Preventing Future Rust: Long-Term Protection
Once you’ve put in the effort to fix rust on your car fender, you’ll want to prevent it from coming back.
- Regular Washing: Frequently wash your car, especially during winter months, to remove road salt, dirt, and corrosive elements. Pay extra attention to wheel wells and fender lips.
- Waxing and Sealants: Apply a high-quality car wax or paint sealant every few months. This creates a protective barrier against moisture and environmental contaminants.
- Address Chips Promptly: Inspect your fenders regularly for stone chips or scratches. Touch them up with touch-up paint as soon as you notice them to prevent rust from forming.
- Undercoating: Consider having a professional undercoating applied to the underside of your fenders and wheel wells for added protection against road debris and moisture.
Frequently Asked Questions About Car Fender Rust Repair
How long does a DIY rust repair on a car fender typically last?
A properly executed DIY rust repair, where all rust is thoroughly removed and quality materials are used, can last several years. However, its longevity depends heavily on the initial severity of the rust, the quality of your prep work, and how well you maintain the area afterward.

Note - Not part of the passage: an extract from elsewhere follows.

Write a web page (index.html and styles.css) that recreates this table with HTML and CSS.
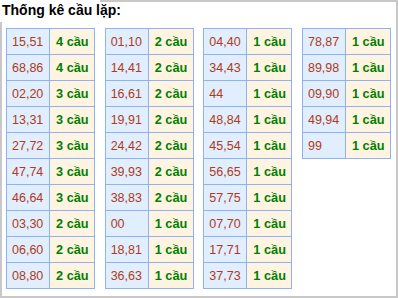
FILE: index.html
```html
<!DOCTYPE html>
<html lang="vi">
<head>
<meta charset="utf-8">
<title>Thống kê cầu lặp</title>
<link rel="stylesheet" href="styles.css">
</head>
<body>
<div class="box">
  <div class="title">Thống kê cầu lặp:</div>
  <div class="tables">
    <table class="cau">
      <tr><td class="num">15,51</td><td class="cnt">4 cầu</td></tr>
      <tr><td class="num">68,86</td><td class="cnt">4 cầu</td></tr>
      <tr><td class="num">02,20</td><td class="cnt">3 cầu</td></tr>
      <tr><td class="num">13,31</td><td class="cnt">3 cầu</td></tr>
      <tr><td class="num">27,72</td><td class="cnt">3 cầu</td></tr>
      <tr><td class="num">47,74</td><td class="cnt">3 cầu</td></tr>
      <tr><td class="num">46,64</td><td class="cnt">3 cầu</td></tr>
      <tr><td class="num">03,30</td><td class="cnt">2 cầu</td></tr>
      <tr><td class="num">06,60</td><td class="cnt">2 cầu</td></tr>
      <tr><td class="num">08,80</td><td class="cnt">2 cầu</td></tr>
    </table>
    <table class="cau">
      <tr><td class="num">01,10</td><td class="cnt">2 cầu</td></tr>
      <tr><td class="num">14,41</td><td class="cnt">2 cầu</td></tr>
      <tr><td class="num">16,61</td><td class="cnt">2 cầu</td></tr>
      <tr><td class="num">19,91</td><td class="cnt">2 cầu</td></tr>
      <tr><td class="num">24,42</td><td class="cnt">2 cầu</td></tr>
      <tr><td class="num">39,93</td><td class="cnt">2 cầu</td></tr>
      <tr><td class="num">38,83</td><td class="cnt">2 cầu</td></tr>
      <tr><td class="num">00</td><td class="cnt">1 cầu</td></tr>
      <tr><td class="num">18,81</td><td class="cnt">1 cầu</td></tr>
      <tr><td class="num">36,63</td><td class="cnt">1 cầu</td></tr>
    </table>
    <table class="cau">
      <tr><td class="num">04,40</td><td class="cnt">1 cầu</td></tr>
      <tr><td class="num">34,43</td><td class="cnt">1 cầu</td></tr>
      <tr><td class="num">44</td><td class="cnt">1 cầu</td></tr>
      <tr><td class="num">48,84</td><td class="cnt">1 cầu</td></tr>
      <tr><td class="num">45,54</td><td class="cnt">1 cầu</td></tr>
      <tr><td class="num">56,65</td><td class="cnt">1 cầu</td></tr>
      <tr><td class="num">57,75</td><td class="cnt">1 cầu</td></tr>
      <tr><td class="num">07,70</td><td class="cnt">1 cầu</td></tr>
      <tr><td class="num">17,71</td><td class="cnt">1 cầu</td></tr>
      <tr><td class="num">37,73</td><td class="cnt">1 cầu</td></tr>
    </table>
    <table class="cau">
      <tr><td class="num">78,87</td><td class="cnt">1 cầu</td></tr>
      <tr><td class="num">89,98</td><td class="cnt">1 cầu</td></tr>
      <tr><td class="num">09,90</td><td class="cnt">1 cầu</td></tr>
      <tr><td class="num">49,94</td><td class="cnt">1 cầu</td></tr>
      <tr><td class="num">99</td><td class="cnt">1 cầu</td></tr>
    </table>
  </div>
</div>
</body>
</html>
```
FILE: styles.css
```css
html, body {
  margin: 0;
  padding: 0;
  background: #fff;
}
body {
  font-family: "Liberation Sans", Arial, sans-serif;
}
.box {
  position: relative;
  box-sizing: border-box;
  width: 398px;
  height: 298px;
  border: 2px solid #c8c8c8;
  padding: 26px 0 0 4px;
}
.title {
  position: absolute;
  top: -2px;
  left: -2px;
  width: 100px;
  height: 22px;
  padding: 2px 0 0 2px;
  box-sizing: border-box;
  background: #fff;
  font-size: 14px;
  font-weight: bold;
  color: #000;
  white-space: nowrap;
  line-height: 16px;
}
.tables {
  display: flex;
  align-items: flex-start;
  gap: 9.67px;
}
.cau {
  border-collapse: collapse;
  width: 89px;
  table-layout: fixed;
  border: 1px solid #8fb3f2;
}
.cau tr {
  height: 26px;
}
.cau td {
  box-sizing: border-box;
  border: 1px solid #8fb3f2;
  padding: 0 0 0 5px;
  white-space: nowrap;
  vertical-align: middle;
}
.cau td.num {
  width: 43px;
  background: #e1eefd;
  color: #b03a1c;
  font-size: 12.5px;
}
.cau td.cnt {
  background: #fff4e1;
  color: #007f00;
  font-weight: bold;
  font-size: 12.75px;
  padding-left: 6px;
}
```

Can I just paint over rust?
No, painting over rust is a temporary fix at best and will lead to the rust returning quickly. Paint needs a clean, stable surface to adhere to. Any rust left beneath the paint will continue to spread and eventually bubble through the new finish.
When should I take my car to a professional for rust repair?
You should consider a professional if you’re dealing with penetrating rust (holes in the metal), structural rust (affecting chassis components), or if the rust covers a very large area. Professionals have the tools and expertise for welding, panel replacement, and exact paint matching for complex repairs.
What’s the best type of rust converter to use?
Phosphoric acid-based rust converters are highly effective as they chemically convert iron oxide (rust) into a stable iron phosphate layer, which is then paintable. Always choose a product specifically designed for automotive use and follow its instructions carefully.
Is “Bondo” suitable for all rust repair?
Body filler (often generically called Bondo) is excellent for filling minor pits and imperfections after all rust has been removed. However, it is not a structural repair material. It should never be used to fill large holes or to replace metal that has rusted away, as it lacks structural integrity and can crack over time.
Fixing rust on a car fender might seem daunting, but it’s a highly rewarding DIY project. By following these detailed steps, prioritizing safety, and taking your time, you can achieve a durable and aesthetically pleasing repair. Not only will you save money, but you’ll also gain invaluable experience and the satisfaction of preserving your vehicle. So, gather your tools, embrace the challenge, and give that fender the new lease on life it deserves. Happy tinkering!